Repression of all sorts is on the order of the day as the working class fights with increased militancy and consciousness and the employing class swings towards fascism. We hear now of persecutions conducted in recent months against the readers of the Anarchist periodical "Man". These attacks are conducted in an entirely underground manner. Federal government "agents approach subscribers to the paper or people who have sent money orders for the support of "Man!" with a view of intimidating then finding out whether they are foreign born who can be deported, etc., and otherwise quietly hounding them.

These attacks emphasize the point the Class Struggle has made from the beginning, the necessity of the working class press protecting its subscribers. We do no know whether "Man!" has followed the extraordinary precedant in the American movement of handing over lists of names and addresses of subscribers to the Federal Government in order to obtain the second class mailing privileges. It was for refusing to do this that the Class Struggle was denied these mailing privileges two years ago.

At that time, all the other Communist groups derided us for our warnings. Now our worst fears have come true.
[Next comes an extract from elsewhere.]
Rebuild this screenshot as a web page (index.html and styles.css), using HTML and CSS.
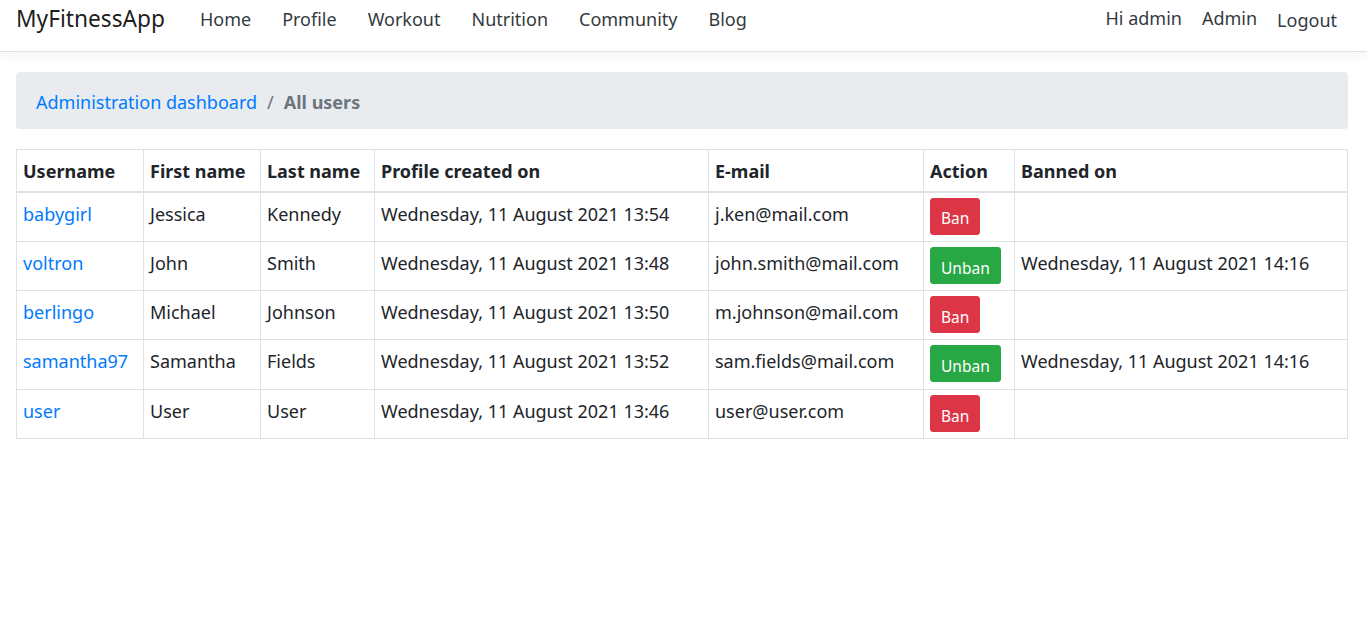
FILE: index.html
```html
<!DOCTYPE html>
<html lang="en">
<head>
<meta charset="utf-8">
<title>All users - MyFitnessApp</title>
<link rel="stylesheet" href="styles.css">
</head>
<body>
<header class="navbar">
  <a class="brand" href="#">MyFitnessApp</a>
  <nav class="nav-main">
    <a href="#">Home</a>
    <a href="#">Profile</a>
    <a href="#">Workout</a>
    <a href="#">Nutrition</a>
    <a href="#">Community</a>
    <a href="#">Blog</a>
  </nav>
  <nav class="nav-user">
    <a href="#">Hi admin</a>
    <a href="#">Admin</a>
    <a href="#" class="logout">Logout</a>
  </nav>
</header>
<main class="content">
  <div class="breadcrumb">
    <a href="#">Administration dashboard</a>
    <span class="sep">/</span>
    <span class="active">All users</span>
  </div>
  <table class="users">
    <colgroup>
      <col class="c1"><col class="c2"><col class="c3"><col class="c4"><col class="c5"><col class="c6"><col class="c7">
    </colgroup>
    <thead>
      <tr><th>Username</th><th>First name</th><th>Last name</th><th>Profile created on</th><th>E-mail</th><th>Action</th><th>Banned on</th></tr>
    </thead>
    <tbody>
      <tr class="tall"><td><a href="#">babygirl</a></td><td>Jessica</td><td>Kennedy</td><td>Wednesday, 11 August 2021 13:54</td><td>j.ken@mail.com</td><td class="act"><button class="btn ban">Ban</button></td><td></td></tr>
      <tr><td><a href="#">voltron</a></td><td>John</td><td>Smith</td><td>Wednesday, 11 August 2021 13:48</td><td>john.smith@mail.com</td><td class="act"><button class="btn unban">Unban</button></td><td>Wednesday, 11 August 2021 14:16</td></tr>
      <tr><td><a href="#">berlingo</a></td><td>Michael</td><td>Johnson</td><td>Wednesday, 11 August 2021 13:50</td><td>m.johnson@mail.com</td><td class="act"><button class="btn ban">Ban</button></td><td></td></tr>
      <tr class="tall"><td><a href="#">samantha97</a></td><td>Samantha</td><td>Fields</td><td>Wednesday, 11 August 2021 13:52</td><td>sam.fields@mail.com</td><td class="act"><button class="btn unban">Unban</button></td><td>Wednesday, 11 August 2021 14:16</td></tr>
      <tr><td><a href="#">user</a></td><td>User</td><td>User</td><td>Wednesday, 11 August 2021 13:46</td><td>user@user.com</td><td class="act"><button class="btn ban">Ban</button></td><td></td></tr>
    </tbody>
  </table>
</main>
</body>
</html>
```
FILE: styles.css
```css
* { box-sizing: border-box; }
html, body { margin: 0; padding: 0; background: #fff; }
body {
  font-family: "Noto Sans", "Open Sans", sans-serif;
  font-size: 18px;
  line-height: 24px;
  color: #212529;
}
a { text-decoration: none; color: #007bff; }

.navbar {
  display: flex;
  align-items: flex-start;
  height: 52px;
  padding: 7px 30px 0 16px;
  border-bottom: 1px solid #dee2e6;
  box-shadow: 0 4px 12px rgba(0,0,0,.05);
}
.brand {
  font-size: 22.7px;
  line-height: 26px;
  margin-top: -1px;
  color: rgba(0,0,0,.9);
  margin-right: 35px;
}
.nav-main, .nav-user { display: flex; gap: 31px; }
.nav-main a, .nav-user a { color: #343a40; }
.nav-user { margin-left: auto; gap: 20px; }
.nav-user a { margin-top: -1px; }
.nav-user a.logout { margin-top: 1px; }

.content { padding: 20px 19px 0 16px; }

.breadcrumb {
  background: #e9ecef;
  border-radius: 4px;
  padding: 2px 20px 0 20px;
  height: 57px;
  margin-bottom: 20px;
  display: flex;
  align-items: center;
}
.breadcrumb .sep { color: #6c757d; padding: 0 10px; }
.breadcrumb .active { color: #6c757d; font-weight: 700; }

.users {
  width: 100%;
  border-collapse: collapse;
  table-layout: fixed;
}
.c1 { width: 127px; } .c2 { width: 117px; } .c3 { width: 114px; }
.c4 { width: 334px; } .c5 { width: 215px; } .c6 { width: 91px; }
.users th, .users td {
  border: 1px solid #dee2e6;
  padding: 9px 6px 15px 6px;
  text-align: left;
  vertical-align: top;
  white-space: nowrap;
  height: 49px;
}
.users tr.tall td { height: 50px; }
.users th { font-weight: 700; height: 42px; padding: 9px 6px 7px 6px; border-bottom: 2px solid #dee2e6; }
.users td.act { padding: 5px 6px 6px 6px; }

.btn {
  font-family: inherit;
  font-size: 15.5px;
  line-height: 1;
  color: #fff;
  border: 1px solid transparent;
  border-radius: 3px;
  height: 37px;
  padding: 6px 10px 0 10px;
  cursor: pointer;
}
.ban { background: #dc3545; border-color: #dc3545; }
.unban { background: #28a745; border-color: #28a745; }
```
It is to be noticed that the government does not arrest the editor, nor stop the paper but simply quietly checks up on all the subscribers. Thus the revolutionary paper becomes a decoy duck for the government forces bringing the game right into the hands of the hunters.
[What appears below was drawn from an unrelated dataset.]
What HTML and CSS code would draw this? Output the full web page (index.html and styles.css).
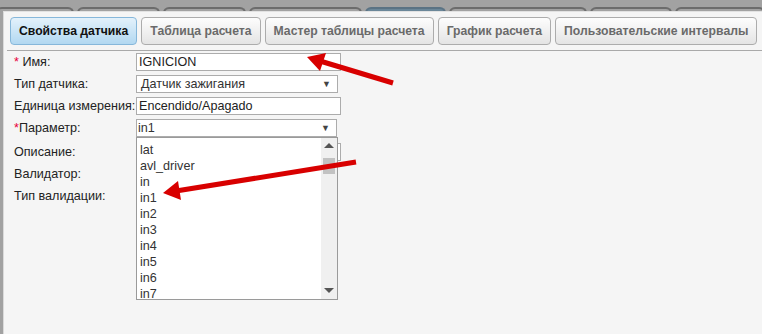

What will the Cannon group and the Lovestone group say now? Are they still going to go ahead and turn over every week the names and addresses of their subscribers to the U.S. Government? Isn't it about time that the working class stopped their pleasant little game? Are not the terror in San Francisco, the arrests in Canada, the arrest of Muste, Cannon, Shachtman, and others enough warnings that a new turn must be taken in the Communist movement! Put an end to the criminal amateurishness of the so called revolutionary leaders! Put an end to the turning over of the names and addresses of the subscribers of working class revolutionary papers to the government forces!